2.   QS Ar-Rum, 30 : 30 :
Maka hadapkanlah wajahmu dengan Lurus kepada agama Allah; (tetaplah atas) fitrah Allah yang telah menciptakan manusia menurut fitrah itu. tidak ada peubahan pada fitrah Allah. (Itulah) agama yang lurus; tetapi kebanyakan manusia tidak mengetahui.
Fitrah Allah: maksudnya ciptaan Allah. manusia diciptakan Allah mempunyai naluri beragama yaitu agama tauhid. kalau ada manusia tidak beragama tauhid, Maka hal itu tidaklah wajar. mereka tidak beragama tauhid itu hanyalah lantara pengaruh lingkungan.
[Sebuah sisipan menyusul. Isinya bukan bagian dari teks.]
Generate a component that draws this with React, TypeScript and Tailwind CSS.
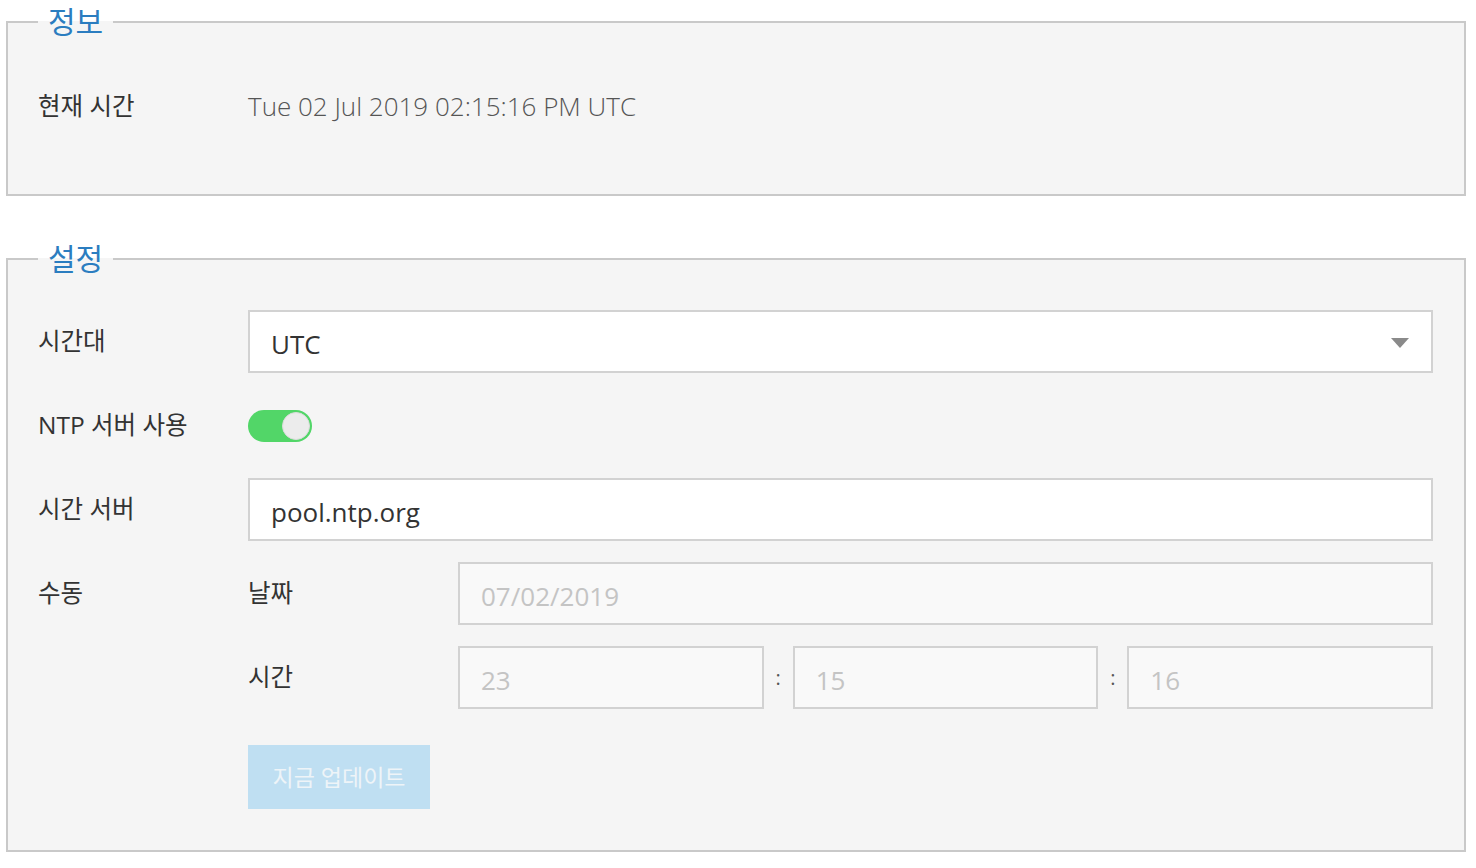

3.      Hadits riwayat Imam Al-Baihaqi dari Abu Hurarirah ra :
الدين يسر, ولن يغالب الدين أحد إلا غلبه – رواه البيهقى وروى البخارى بلفظ إن الدين الخ
Agama itu mudah, dan seseorang tidak akan memperberat agama kecuali menjadi berat baginya (HR Al-Baihaqi, dan Imam Al-Bukhari menyebutkannya dengan ungkapan kalimat : sesungguhnya agama, dst.) dan dalam suatu riwayat menggunakan kalimat (ولن يشاد) dan tidak akan memperberat (Muhammad Abdurrauf Al-Manawie, Faidlul Kabir, 3 : 682-683)
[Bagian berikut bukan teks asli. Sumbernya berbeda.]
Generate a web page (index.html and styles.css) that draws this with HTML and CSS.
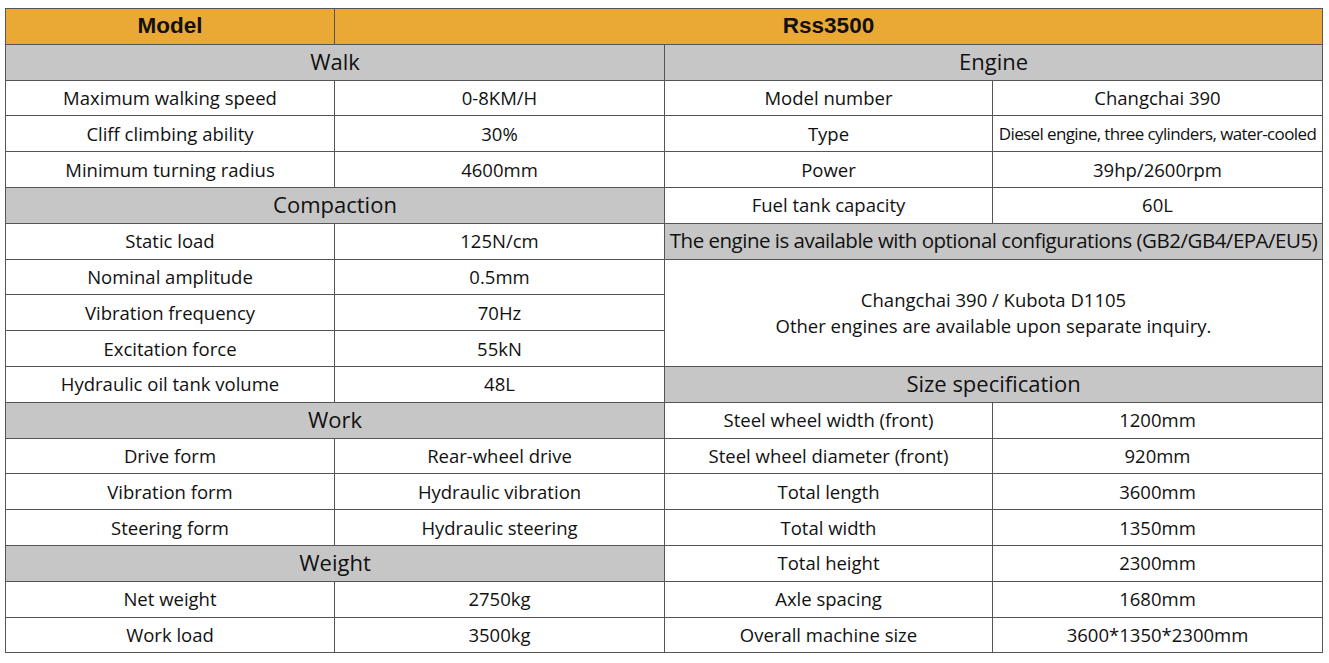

Yang dimaksud dalam hadits bahwa agama dibangun di atas kemudahan (al-tashil) dan ringan (al-tahfif) seperti dijelaskan dalam QS Al-A’raf, 7 : 157 :
(Yaitu) orang-orang yang mengikut rasul, Nabi yang Ummi yang (namanya) mereka dapati tertulis di dalam Taurat dan Injil yang ada di sisi mereka, yang menyuruh mereka mengerjakan yang ma'ruf dan melarang mereka dari mengerjakan yang mungkar dan menghalalkan bagi mereka segala yang baik dan mengharamkan bagi mereka segala yang buruk dan membuang dari mereka beban-beban dan belenggu-belenggu yang ada pada mereka[1]. Maka orang-orang yang beriman kepadanya. memuliakannya, menolongnya dan mengikuti cahaya yang terang yang diturunkan kepadanya (Al Quran), mereka itulah orang-orang yang beruntung.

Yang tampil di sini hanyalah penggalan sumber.